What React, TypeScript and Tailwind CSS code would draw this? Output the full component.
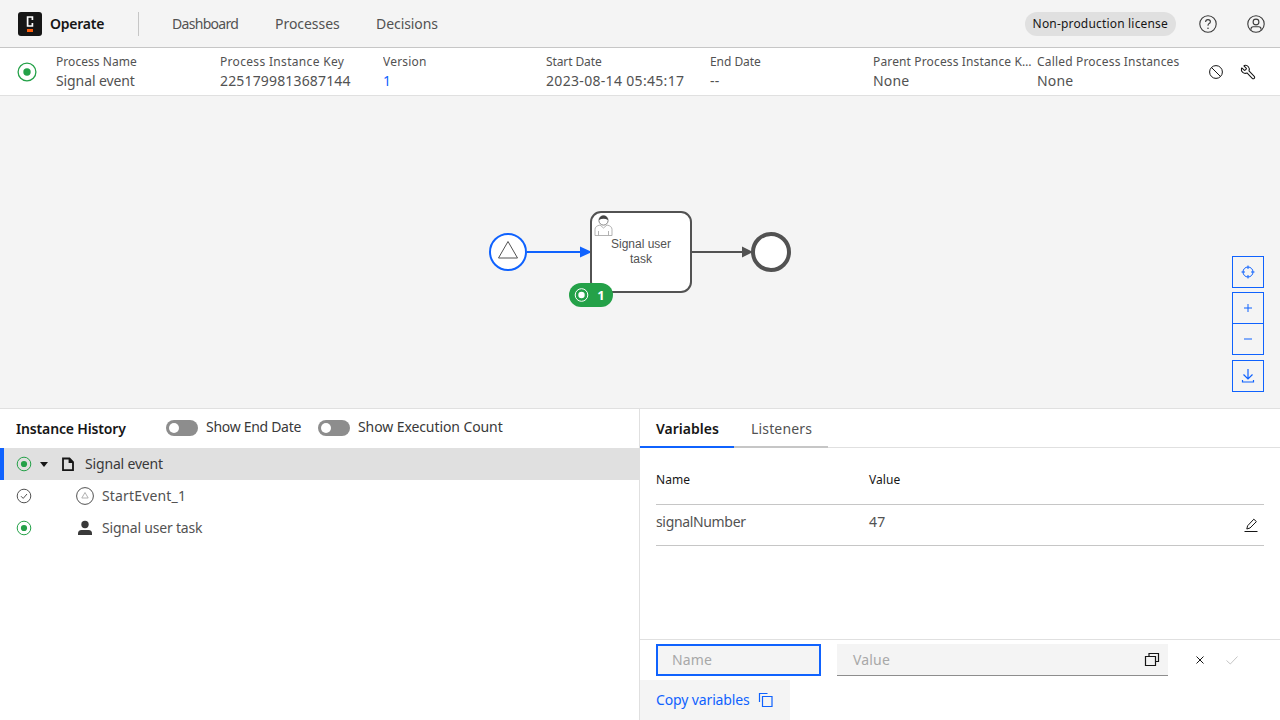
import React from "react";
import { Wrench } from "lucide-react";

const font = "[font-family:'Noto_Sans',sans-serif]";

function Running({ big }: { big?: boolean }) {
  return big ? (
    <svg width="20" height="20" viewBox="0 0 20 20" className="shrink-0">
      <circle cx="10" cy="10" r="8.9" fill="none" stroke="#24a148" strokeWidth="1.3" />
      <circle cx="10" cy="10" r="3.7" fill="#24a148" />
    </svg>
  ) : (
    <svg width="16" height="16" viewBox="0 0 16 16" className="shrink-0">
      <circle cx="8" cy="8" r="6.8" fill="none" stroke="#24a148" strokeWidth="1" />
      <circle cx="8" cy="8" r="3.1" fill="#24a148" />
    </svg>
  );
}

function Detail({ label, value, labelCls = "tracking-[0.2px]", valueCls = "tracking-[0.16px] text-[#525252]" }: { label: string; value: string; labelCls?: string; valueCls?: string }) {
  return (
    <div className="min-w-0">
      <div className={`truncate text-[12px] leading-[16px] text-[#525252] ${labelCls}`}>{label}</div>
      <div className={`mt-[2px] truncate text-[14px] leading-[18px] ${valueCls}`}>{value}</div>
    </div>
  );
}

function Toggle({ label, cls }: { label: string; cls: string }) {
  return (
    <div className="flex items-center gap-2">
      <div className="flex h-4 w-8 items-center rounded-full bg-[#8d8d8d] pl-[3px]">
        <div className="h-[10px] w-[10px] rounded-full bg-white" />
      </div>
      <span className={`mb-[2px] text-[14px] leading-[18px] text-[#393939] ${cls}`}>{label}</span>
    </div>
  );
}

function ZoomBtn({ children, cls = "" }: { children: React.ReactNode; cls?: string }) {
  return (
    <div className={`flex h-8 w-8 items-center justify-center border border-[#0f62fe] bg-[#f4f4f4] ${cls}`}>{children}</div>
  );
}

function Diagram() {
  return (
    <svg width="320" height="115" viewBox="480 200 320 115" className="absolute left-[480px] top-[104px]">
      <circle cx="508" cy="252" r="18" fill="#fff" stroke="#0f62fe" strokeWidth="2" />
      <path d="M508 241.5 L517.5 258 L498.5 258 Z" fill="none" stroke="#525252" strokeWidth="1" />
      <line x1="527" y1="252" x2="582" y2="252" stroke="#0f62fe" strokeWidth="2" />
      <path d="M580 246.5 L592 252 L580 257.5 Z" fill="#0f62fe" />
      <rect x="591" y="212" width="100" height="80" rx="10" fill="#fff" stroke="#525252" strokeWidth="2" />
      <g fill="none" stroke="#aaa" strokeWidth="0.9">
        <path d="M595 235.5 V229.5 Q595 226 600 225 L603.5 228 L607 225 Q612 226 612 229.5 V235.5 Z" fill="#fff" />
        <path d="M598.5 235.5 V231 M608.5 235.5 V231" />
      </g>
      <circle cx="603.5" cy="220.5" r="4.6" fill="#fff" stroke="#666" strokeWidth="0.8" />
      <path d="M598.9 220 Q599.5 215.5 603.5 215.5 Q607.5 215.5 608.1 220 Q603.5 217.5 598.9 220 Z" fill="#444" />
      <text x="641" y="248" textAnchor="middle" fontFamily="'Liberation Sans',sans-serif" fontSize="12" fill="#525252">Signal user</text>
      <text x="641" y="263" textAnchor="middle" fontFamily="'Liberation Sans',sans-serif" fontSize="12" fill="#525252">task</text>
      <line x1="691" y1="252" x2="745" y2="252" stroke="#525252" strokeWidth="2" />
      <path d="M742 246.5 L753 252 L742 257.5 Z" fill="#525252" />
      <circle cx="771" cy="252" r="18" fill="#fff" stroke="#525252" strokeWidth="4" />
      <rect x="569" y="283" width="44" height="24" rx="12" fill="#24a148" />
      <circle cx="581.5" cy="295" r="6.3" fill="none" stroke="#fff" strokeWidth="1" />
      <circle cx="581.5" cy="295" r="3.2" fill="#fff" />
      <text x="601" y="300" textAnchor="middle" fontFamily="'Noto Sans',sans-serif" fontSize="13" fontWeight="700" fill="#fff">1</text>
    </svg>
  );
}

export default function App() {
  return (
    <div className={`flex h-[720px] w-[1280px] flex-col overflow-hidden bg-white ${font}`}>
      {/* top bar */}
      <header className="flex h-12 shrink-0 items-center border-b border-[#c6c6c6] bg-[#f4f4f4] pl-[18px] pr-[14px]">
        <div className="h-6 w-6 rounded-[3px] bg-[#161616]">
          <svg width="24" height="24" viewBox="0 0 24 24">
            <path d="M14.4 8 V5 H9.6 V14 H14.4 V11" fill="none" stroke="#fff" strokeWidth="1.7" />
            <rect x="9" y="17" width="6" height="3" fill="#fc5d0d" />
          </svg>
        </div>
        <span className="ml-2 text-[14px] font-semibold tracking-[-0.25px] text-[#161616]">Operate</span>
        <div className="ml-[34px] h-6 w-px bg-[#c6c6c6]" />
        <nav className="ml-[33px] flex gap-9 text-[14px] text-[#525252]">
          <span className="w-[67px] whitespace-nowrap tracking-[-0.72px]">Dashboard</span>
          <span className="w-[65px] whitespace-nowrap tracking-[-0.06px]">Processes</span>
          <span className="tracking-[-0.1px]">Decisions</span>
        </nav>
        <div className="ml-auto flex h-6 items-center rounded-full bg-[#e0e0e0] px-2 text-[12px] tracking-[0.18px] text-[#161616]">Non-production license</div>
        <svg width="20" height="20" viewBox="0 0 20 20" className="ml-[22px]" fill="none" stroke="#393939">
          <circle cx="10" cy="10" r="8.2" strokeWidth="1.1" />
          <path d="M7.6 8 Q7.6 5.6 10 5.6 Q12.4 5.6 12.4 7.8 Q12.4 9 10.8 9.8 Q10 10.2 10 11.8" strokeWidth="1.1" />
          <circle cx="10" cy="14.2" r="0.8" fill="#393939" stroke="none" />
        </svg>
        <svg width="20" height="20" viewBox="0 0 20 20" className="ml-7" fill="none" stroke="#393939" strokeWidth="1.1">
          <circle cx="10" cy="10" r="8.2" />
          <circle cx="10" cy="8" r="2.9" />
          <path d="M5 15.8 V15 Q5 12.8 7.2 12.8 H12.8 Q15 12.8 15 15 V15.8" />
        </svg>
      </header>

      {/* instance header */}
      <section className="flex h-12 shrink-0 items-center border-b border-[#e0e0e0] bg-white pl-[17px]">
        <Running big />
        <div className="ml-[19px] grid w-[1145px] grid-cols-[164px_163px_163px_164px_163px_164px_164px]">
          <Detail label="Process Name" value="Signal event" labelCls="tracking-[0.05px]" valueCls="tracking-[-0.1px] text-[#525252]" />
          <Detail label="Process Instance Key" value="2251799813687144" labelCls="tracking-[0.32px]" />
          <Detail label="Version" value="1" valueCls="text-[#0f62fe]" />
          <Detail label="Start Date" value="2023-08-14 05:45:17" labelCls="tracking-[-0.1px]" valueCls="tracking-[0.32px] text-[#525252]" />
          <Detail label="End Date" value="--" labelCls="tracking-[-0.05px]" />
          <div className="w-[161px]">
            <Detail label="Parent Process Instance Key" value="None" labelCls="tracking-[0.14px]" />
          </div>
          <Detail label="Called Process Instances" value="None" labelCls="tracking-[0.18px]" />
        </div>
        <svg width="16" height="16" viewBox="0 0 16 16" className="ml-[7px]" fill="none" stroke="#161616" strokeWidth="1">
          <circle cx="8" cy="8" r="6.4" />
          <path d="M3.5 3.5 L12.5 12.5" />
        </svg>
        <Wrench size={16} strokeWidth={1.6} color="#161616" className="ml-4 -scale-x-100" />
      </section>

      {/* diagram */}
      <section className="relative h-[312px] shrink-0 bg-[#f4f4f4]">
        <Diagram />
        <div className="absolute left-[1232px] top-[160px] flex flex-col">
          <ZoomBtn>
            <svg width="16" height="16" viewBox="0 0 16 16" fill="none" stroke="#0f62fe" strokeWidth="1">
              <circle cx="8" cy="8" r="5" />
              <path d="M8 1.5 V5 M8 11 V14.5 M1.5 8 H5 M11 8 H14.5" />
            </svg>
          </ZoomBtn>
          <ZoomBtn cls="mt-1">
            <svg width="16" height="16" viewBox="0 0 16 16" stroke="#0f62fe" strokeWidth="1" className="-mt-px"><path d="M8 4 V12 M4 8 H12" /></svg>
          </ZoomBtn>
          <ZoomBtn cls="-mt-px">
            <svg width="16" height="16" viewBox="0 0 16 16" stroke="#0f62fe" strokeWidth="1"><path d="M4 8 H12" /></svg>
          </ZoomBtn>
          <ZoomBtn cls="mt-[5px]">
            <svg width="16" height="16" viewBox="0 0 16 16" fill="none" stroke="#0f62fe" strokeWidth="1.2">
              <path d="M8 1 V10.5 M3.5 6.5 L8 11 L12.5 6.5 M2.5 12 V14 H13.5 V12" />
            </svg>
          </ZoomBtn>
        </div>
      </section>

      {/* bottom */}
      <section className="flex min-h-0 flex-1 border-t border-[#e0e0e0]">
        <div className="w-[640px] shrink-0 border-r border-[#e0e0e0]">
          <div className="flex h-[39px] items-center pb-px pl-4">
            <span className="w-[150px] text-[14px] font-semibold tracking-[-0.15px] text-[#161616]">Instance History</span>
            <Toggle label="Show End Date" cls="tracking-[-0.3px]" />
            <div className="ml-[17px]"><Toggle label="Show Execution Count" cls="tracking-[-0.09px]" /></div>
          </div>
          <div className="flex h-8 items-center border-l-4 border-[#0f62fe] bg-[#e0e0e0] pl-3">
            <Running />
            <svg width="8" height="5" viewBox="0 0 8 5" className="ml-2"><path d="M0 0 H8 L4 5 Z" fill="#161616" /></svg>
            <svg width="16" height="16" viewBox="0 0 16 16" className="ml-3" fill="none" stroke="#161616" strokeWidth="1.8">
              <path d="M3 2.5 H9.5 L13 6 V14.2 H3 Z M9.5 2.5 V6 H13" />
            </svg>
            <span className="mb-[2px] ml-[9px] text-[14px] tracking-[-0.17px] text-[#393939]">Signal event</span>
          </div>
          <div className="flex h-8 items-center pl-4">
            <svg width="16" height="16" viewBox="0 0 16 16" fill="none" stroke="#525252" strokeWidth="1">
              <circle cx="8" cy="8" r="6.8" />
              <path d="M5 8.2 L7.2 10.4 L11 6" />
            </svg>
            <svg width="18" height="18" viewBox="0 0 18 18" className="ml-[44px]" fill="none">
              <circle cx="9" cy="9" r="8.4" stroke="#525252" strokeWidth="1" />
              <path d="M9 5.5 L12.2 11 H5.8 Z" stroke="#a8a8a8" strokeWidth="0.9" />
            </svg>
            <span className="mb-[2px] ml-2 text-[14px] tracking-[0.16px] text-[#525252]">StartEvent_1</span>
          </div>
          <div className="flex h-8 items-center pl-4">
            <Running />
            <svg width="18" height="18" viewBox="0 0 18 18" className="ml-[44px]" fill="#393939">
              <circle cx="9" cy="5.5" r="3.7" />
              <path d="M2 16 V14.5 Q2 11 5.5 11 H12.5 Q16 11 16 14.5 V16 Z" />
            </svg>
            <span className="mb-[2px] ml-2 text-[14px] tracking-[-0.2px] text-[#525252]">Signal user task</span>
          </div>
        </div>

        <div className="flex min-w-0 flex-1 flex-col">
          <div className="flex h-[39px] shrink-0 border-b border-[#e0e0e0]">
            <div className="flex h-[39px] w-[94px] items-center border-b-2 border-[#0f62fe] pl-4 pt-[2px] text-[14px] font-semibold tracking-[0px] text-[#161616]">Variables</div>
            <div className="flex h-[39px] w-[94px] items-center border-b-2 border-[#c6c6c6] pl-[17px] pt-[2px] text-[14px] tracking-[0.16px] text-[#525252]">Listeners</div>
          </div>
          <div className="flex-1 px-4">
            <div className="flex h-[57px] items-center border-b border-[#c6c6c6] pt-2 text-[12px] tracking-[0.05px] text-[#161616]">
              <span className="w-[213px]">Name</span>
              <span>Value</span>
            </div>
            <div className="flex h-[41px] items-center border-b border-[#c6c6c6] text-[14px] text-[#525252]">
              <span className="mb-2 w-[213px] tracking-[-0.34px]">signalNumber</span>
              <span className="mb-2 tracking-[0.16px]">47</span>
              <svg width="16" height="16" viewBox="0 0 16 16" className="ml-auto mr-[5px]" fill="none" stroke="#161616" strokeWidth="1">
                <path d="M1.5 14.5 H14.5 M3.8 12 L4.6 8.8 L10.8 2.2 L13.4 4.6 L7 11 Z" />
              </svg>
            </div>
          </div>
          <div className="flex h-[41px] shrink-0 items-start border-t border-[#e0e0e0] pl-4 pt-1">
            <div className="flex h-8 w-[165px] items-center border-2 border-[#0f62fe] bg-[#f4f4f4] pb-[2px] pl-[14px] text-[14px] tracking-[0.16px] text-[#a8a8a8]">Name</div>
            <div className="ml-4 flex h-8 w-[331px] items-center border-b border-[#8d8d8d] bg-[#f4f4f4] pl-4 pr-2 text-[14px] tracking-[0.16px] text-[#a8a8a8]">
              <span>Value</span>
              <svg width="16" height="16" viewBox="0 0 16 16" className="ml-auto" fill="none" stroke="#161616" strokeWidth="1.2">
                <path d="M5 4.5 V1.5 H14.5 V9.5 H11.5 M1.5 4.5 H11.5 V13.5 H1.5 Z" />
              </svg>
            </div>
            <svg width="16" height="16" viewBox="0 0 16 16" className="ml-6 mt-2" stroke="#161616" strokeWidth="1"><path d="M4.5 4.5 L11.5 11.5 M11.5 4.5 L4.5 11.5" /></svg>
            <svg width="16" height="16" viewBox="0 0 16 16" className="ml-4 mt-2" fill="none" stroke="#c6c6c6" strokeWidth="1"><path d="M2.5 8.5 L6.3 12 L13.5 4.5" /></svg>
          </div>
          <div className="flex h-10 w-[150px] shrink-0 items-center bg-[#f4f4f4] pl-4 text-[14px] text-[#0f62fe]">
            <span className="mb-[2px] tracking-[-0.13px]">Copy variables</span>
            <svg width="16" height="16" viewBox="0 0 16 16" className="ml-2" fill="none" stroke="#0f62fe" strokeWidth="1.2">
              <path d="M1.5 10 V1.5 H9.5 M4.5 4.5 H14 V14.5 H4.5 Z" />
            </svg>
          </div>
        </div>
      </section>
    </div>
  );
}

━━━━━━━━━━━━━━━━

**TASK TO CARRY OUT:**
From the data above, gather every line that includes the word "full".

**EXERCISE SOLUTION:**
What React, TypeScript and Tailwind CSS code would draw this? Output the full component.
      <div className="flex h-4 w-8 items-center rounded-full bg-[#8d8d8d] pl-[3px]">
        <div className="h-[10px] w-[10px] rounded-full bg-white" />
        <div className="ml-auto flex h-6 items-center rounded-full bg-[#e0e0e0] px-2 text-[12px] tracking-[0.18px] text-[#161616]">Non-production license</div>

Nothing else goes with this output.